* Begin Provided entries *

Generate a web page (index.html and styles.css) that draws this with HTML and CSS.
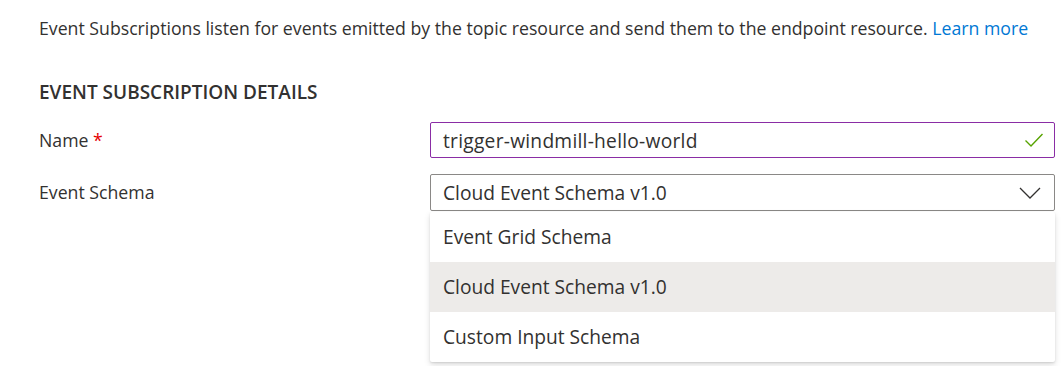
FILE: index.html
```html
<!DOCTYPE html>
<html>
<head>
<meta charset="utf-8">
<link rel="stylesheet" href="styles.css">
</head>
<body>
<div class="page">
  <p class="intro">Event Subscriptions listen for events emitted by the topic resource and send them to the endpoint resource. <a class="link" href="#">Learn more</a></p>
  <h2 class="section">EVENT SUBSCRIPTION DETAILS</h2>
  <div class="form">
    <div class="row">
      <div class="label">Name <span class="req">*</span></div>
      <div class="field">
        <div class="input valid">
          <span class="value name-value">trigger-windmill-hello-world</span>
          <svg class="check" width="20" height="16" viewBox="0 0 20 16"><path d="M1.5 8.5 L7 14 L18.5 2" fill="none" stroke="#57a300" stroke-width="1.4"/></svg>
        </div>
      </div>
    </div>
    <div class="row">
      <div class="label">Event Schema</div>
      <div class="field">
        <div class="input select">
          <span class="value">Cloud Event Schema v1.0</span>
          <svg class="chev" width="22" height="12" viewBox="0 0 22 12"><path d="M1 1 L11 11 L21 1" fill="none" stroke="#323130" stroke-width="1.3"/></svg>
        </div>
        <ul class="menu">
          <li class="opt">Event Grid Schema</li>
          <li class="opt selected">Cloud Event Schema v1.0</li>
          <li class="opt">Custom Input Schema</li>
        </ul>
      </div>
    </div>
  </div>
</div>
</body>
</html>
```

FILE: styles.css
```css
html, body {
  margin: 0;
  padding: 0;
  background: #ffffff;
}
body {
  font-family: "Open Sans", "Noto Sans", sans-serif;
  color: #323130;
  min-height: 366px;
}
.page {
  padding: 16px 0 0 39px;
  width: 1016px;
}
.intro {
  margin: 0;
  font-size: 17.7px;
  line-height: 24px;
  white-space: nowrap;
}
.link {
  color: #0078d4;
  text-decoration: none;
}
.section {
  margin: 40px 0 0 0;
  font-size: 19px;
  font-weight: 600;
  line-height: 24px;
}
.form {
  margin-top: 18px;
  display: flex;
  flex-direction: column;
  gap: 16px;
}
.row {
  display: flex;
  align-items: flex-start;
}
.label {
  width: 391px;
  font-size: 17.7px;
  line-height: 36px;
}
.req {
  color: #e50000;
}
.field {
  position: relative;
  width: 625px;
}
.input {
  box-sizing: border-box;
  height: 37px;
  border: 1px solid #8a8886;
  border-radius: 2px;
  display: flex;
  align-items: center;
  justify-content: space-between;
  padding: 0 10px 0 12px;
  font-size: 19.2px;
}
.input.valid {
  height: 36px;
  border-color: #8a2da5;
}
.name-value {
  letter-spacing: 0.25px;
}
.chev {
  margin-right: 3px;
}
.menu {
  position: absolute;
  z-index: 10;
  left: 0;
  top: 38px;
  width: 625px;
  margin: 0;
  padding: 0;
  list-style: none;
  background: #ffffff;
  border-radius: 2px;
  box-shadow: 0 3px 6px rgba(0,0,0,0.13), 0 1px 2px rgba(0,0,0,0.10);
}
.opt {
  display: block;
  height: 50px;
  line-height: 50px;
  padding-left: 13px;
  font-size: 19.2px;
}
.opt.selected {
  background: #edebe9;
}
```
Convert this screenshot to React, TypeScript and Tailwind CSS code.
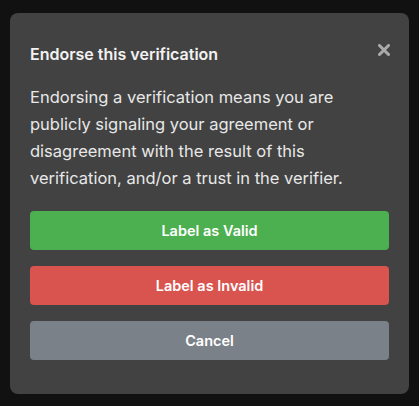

* End Provided entries *

• **Short task**
Find every line in the records above that contains the word "this", and copy each one.

• **Exercise result**
Generate a web page (index.html and styles.css) that draws this with HTML and CSS.
Convert this screenshot to React, TypeScript and Tailwind CSS code.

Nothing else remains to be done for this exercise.